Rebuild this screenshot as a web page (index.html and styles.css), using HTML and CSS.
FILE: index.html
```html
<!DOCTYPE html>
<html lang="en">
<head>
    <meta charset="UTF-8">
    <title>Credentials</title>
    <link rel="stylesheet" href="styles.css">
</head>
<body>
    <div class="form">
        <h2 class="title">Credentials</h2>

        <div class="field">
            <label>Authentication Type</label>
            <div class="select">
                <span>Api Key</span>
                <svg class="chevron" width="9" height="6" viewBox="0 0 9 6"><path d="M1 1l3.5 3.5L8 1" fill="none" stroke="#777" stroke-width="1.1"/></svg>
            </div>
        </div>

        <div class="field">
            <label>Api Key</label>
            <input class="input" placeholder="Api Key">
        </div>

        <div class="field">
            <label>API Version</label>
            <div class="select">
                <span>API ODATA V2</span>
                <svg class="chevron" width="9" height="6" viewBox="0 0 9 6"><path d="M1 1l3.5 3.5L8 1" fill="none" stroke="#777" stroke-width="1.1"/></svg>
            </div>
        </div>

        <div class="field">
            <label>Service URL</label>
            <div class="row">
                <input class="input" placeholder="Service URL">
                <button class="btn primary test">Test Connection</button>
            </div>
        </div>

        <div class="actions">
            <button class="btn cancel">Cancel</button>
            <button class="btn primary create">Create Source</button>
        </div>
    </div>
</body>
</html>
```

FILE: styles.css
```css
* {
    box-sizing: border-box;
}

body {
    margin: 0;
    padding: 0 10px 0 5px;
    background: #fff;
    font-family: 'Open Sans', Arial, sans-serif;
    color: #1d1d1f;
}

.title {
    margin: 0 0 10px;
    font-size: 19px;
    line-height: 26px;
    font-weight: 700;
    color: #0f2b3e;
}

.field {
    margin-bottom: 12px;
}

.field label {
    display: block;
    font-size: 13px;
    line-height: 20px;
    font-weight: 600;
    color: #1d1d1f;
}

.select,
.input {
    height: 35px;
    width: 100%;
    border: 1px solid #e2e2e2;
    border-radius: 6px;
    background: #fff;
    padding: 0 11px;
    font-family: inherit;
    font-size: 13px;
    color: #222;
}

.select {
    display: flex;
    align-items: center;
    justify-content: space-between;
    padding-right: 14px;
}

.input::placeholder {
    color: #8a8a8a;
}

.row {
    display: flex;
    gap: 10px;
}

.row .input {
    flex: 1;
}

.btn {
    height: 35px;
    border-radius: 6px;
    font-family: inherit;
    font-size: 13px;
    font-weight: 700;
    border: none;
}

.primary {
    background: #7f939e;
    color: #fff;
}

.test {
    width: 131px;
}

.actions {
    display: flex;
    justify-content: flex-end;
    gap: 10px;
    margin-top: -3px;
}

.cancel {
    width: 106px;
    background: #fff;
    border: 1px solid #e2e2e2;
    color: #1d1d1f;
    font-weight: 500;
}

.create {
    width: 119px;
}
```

◆ ◆ ◆

- Challenge: Each line of the listing should be echoed back exactly.

- Written answer:
Rebuild this screenshot as a web page (index.html and styles.css), using HTML and CSS.
FILE: index.html
```html
<!DOCTYPE html>
<html lang="en">
<head>
    <meta charset="UTF-8">
    <title>Credentials</title>
    <link rel="stylesheet" href="styles.css">
</head>
<body>
    <div class="form">
        <h2 class="title">Credentials</h2>

        <div class="field">
            <label>Authentication Type</label>
            <div class="select">
                <span>Api Key</span>
                <svg class="chevron" width="9" height="6" viewBox="0 0 9 6"><path d="M1 1l3.5 3.5L8 1" fill="none" stroke="#777" stroke-width="1.1"/></svg>
            </div>
        </div>

        <div class="field">
            <label>Api Key</label>
            <input class="input" placeholder="Api Key">
        </div>

        <div class="field">
            <label>API Version</label>
            <div class="select">
                <span>API ODATA V2</span>
                <svg class="chevron" width="9" height="6" viewBox="0 0 9 6"><path d="M1 1l3.5 3.5L8 1" fill="none" stroke="#777" stroke-width="1.1"/></svg>
            </div>
        </div>

        <div class="field">
            <label>Service URL</label>
            <div class="row">
                <input class="input" placeholder="Service URL">
                <button class="btn primary test">Test Connection</button>
            </div>
        </div>

        <div class="actions">
            <button class="btn cancel">Cancel</button>
            <button class="btn primary create">Create Source</button>
        </div>
    </div>
</body>
</html>
```

FILE: styles.css
```css
* {
    box-sizing: border-box;
}

body {
    margin: 0;
    padding: 0 10px 0 5px;
    background: #fff;
    font-family: 'Open Sans', Arial, sans-serif;
    color: #1d1d1f;
}

.title {
    margin: 0 0 10px;
    font-size: 19px;
    line-height: 26px;
    font-weight: 700;
    color: #0f2b3e;
}

.field {
    margin-bottom: 12px;
}

.field label {
    display: block;
    font-size: 13px;
    line-height: 20px;
    font-weight: 600;
    color: #1d1d1f;
}

.select,
.input {
    height: 35px;
    width: 100%;
    border: 1px solid #e2e2e2;
    border-radius: 6px;
    background: #fff;
    padding: 0 11px;
    font-family: inherit;
    font-size: 13px;
    color: #222;
}

.select {
    display: flex;
    align-items: center;
    justify-content: space-between;
    padding-right: 14px;
}

.input::placeholder {
    color: #8a8a8a;
}

.row {
    display: flex;
    gap: 10px;
}

.row .input {
    flex: 1;
}

.btn {
    height: 35px;
    border-radius: 6px;
    font-family: inherit;
    font-size: 13px;
    font-weight: 700;
    border: none;
}

.primary {
    background: #7f939e;
    color: #fff;
}

.test {
    width: 131px;
}

.actions {
    display: flex;
    justify-content: flex-end;
    gap: 10px;
    margin-top: -3px;
}

.cancel {
    width: 106px;
    background: #fff;
    border: 1px solid #e2e2e2;
    color: #1d1d1f;
    font-weight: 500;
}

.create {
    width: 119px;
}
```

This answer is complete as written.